• THE RECORDS:
____________________
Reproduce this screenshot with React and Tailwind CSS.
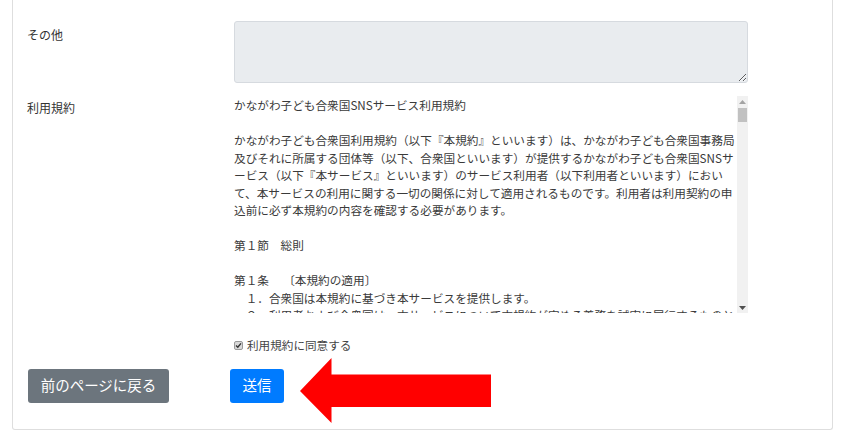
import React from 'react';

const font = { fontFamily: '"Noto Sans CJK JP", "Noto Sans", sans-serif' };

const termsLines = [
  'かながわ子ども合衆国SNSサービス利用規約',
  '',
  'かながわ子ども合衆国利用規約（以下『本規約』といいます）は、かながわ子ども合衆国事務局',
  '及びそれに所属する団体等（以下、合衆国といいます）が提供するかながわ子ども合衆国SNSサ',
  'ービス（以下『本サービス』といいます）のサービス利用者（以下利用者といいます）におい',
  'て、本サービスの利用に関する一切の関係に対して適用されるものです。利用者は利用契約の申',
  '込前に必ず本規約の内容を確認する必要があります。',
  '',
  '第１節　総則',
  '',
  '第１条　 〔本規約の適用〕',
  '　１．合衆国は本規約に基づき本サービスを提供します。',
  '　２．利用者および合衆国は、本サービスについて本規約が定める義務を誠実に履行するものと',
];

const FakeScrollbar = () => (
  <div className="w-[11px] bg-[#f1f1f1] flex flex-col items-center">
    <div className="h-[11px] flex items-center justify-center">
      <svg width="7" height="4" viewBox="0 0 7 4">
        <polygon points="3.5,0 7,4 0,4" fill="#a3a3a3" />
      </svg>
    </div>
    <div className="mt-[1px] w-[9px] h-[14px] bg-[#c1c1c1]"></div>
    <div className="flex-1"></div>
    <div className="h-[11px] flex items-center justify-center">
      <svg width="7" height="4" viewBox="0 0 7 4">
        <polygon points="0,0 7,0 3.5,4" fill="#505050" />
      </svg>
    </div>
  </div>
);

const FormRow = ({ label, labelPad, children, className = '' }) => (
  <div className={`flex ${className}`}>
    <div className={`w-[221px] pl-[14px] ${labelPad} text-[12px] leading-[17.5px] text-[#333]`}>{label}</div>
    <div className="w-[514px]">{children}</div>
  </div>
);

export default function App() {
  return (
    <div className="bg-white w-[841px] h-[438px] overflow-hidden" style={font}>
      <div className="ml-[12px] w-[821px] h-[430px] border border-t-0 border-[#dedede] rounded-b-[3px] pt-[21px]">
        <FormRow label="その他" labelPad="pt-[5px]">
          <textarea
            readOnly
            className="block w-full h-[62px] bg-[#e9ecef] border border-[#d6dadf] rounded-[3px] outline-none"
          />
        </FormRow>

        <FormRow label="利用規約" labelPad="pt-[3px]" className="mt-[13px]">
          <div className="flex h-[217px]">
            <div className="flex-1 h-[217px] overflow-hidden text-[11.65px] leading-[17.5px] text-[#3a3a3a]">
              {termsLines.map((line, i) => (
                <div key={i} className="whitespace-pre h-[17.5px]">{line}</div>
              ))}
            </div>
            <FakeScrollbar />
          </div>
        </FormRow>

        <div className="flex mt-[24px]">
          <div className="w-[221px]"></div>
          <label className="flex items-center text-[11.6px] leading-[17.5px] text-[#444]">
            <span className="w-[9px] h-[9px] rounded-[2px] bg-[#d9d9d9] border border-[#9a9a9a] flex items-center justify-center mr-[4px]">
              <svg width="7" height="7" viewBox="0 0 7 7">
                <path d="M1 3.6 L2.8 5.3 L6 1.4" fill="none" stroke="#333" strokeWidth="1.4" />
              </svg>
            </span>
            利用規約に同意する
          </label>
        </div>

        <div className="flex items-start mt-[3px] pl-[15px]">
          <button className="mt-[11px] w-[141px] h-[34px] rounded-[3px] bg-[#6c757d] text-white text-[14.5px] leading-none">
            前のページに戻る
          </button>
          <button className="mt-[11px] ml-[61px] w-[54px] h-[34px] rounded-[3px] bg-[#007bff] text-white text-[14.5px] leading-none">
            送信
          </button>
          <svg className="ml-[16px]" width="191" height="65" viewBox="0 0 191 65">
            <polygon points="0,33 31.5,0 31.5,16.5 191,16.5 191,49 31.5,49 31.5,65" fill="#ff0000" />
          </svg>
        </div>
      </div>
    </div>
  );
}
____________________
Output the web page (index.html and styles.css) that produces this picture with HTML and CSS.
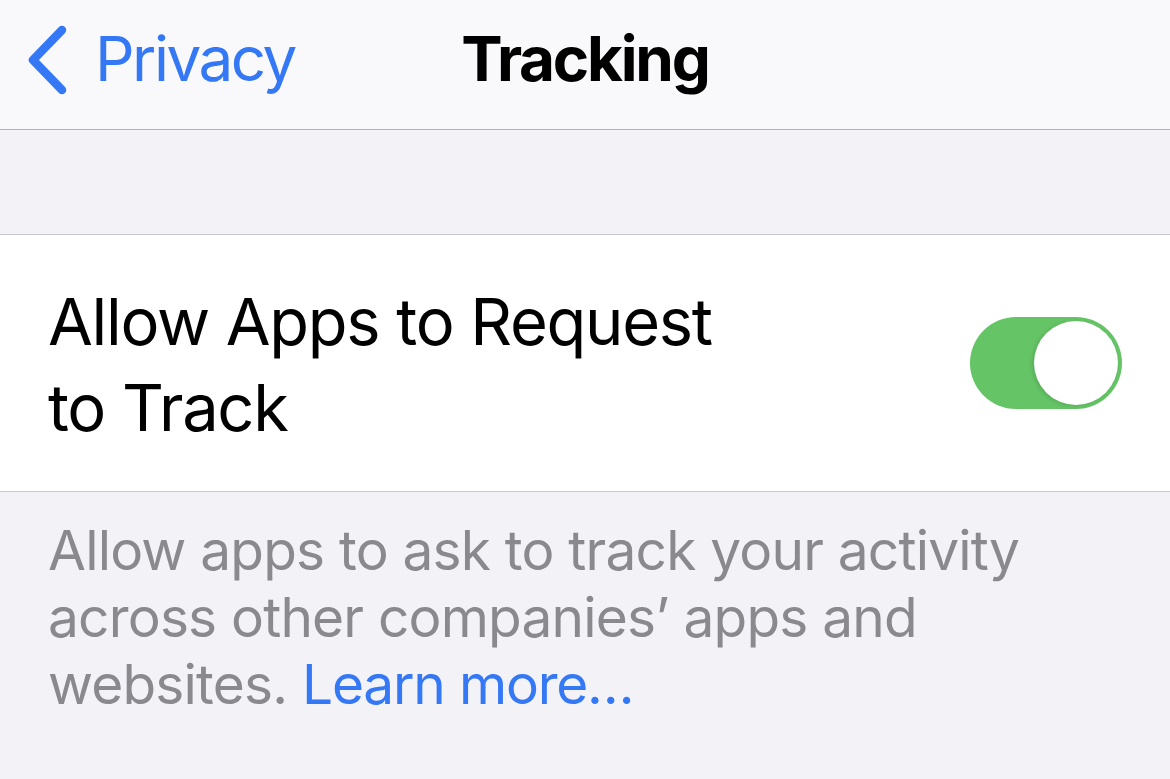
____________________
• YOUR GOAL: Reproduce each line holding the word "with".

• OUTPUT BELOW:
Reproduce this screenshot with React and Tailwind CSS.
Output the web page (index.html and styles.css) that produces this picture with HTML and CSS.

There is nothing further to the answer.